November 1966
Lowndes County Freedom Organization becomes Lowndes County Freedom Party
In Alabama, candidates for elected office who belong to a political party must be nominated at their party’s convention at a public polling site. Having formed a political party, the only such place in Lowndes was the county courthouse in Hayneville. But when John Hulett, the chairman of the Lowndes County Freedom Organization (LCFO), asked Sheriff Ryals for permission, the sheriff refused, claiming he couldn’t protect them from white violence. Speaking for the rest of the organization, Hulett told him “that we were going to have this meeting, we were going to have it here, on this lawn. And we wouldn’t let anybody scare us off.”
LCFO’s stance that it would hold its convention on the courthouse lawn drew the attention of the Justice Department, which desperately wanted to avoid racial violence. They “began to really panic” Hulett recalled, when he told them that LCFO was determined to use the courthouse lawn and would defend themselves from white violence if necessary. “[I]f shooting takes place, what are [you] going to do?” he was asked by the Justice Department. Hulett responded, “We are going to stay out here [and] we are going to protect ourselves.”
After political wrangling between the Justice Department and the state government, LCFO was allowed to hold its convention at the First Baptist Church, just up the road from the courthouse. For Hulett, the episode showed the strength of Black solidarity. “When the people are together, they can do a lot of things.”

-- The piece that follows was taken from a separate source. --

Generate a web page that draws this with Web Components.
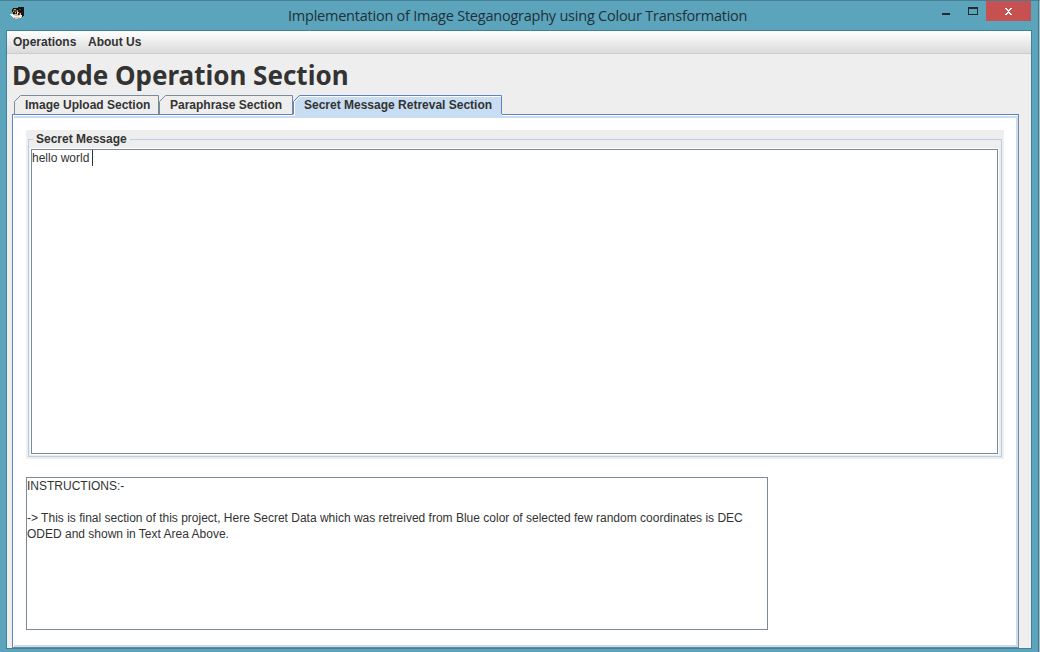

On May 3, 1966, LCFO had its nominating convention at the church. Some 900 Black people turned out for it. Sidney Logan Jr. won the nomination for sheriff; Frank Miles, Jr. for tax collector; Alice Moore for tax assessor; and Emory Ross for coroner. Robert Logan, John Hinston, and Willie Mae Strickland were elected as candidates for the school board.
In pointing out the significance of the meeting, SNCC’s Stokely Carmichael explained, “This meeting is very different from any other meeting taking place in the state because the candidates are not important. It is the organization that is important.” The collective interests of the Black community were placed before the political aspirations of the individuals seeking office.
LCFO spent the summer of 1966 galvanizing support for the upcoming election. SNCC workers and local activists canvassed some of the poorest Black communities and talked with people about improving Black schools, halting unlawful evictions, and taxing wealthy landowners. John Hulett remembered, “Once you start telling people this they start to think about it. You may have to leave them for a day or two, but you keep going back to them and finally you’re able to pull most of these people in.” Canvassers also encouraged Black people to register to vote, and, by November, 2,800 were on the voting rolls–about half of the county’s eligible Black voting population.
The night before the election, hundreds of movement supporters came to Mt. Moriah Church for a final mass meeting. The crowd was both proud and confident about what they had accomplished. A year earlier, Lowndes only had one Black voter; now Black people were running their own candidates for office. Carmichael gave words to the people’s thoughts when he exclaimed, “We are going to say goodbye to shacks, dirt roads, poor schools. We say to those who don’t remember – you better remember, because if you don’t move on over, we are going to move over you.”
LCFO candidates lost the election that year for a number of reasons. Some Black voters stayed home on election day, fearing white retaliatory violence. Other Black people, especially tenant farmers, were coerced into voting for white candidates. Ironically, some white landlords even bused their tenants to the polls to vote for the white candidates. Despite the turnout, the LCFO candidates made a respectable showing. They all received well above 20% of the vote, making LCFO eligible to become a political party. The organization changed its name to the Lowndes County Freedom Party as a result. Five years later, LCFP candidate John Hulett was elected county sheriff, and Mr. Charles Smith became the county commissioner. “This was the first time that black peoples in this county came together to make the choice of their own candidates for public office,” recalled Hulett. “That is why is this important.”
Sources
Stokely Carmichael and Charles V. Hamilton, Black Power: The Politics of Liberation in America (New York: Vintage Books, 1967).
Stokely Carmichael with Ekwueme Michael Thelwell, Ready for Revolution: The Life and Struggles of Stokely Carmichael (New York: Scribner, 2003).
Charles E. Cobb, Jr., On the Road to Freedom: A Guided Tour of the Civil Rights Trail (Chapel Hill, NC: Algonquin Books, 2008).
Cheryl Greenberg, ed., A Circle of Trust: Remembering SNCC (New Brunswick: Rutgers University Press, 1998).
Henry Hampton, et al., eds., Voices of Freedom: An Oral History of the Civil Rights Movement from the 1950s Through the 1980s (New York: Bantam Books, 1990).
Hasan Kwame Jeffries, Bloody Lowndes: Civil Rights and Black Power in Alabama’s Black Belt (New York: New York University Press, 2009).
Paniel E. Joseph, Stokely: A Life (New York: Basic Civitas, 2014).
Interview with Courtland Cox by Joseph Mosnier, July 8, 2011, Civil Rights History Project, Library of Congress.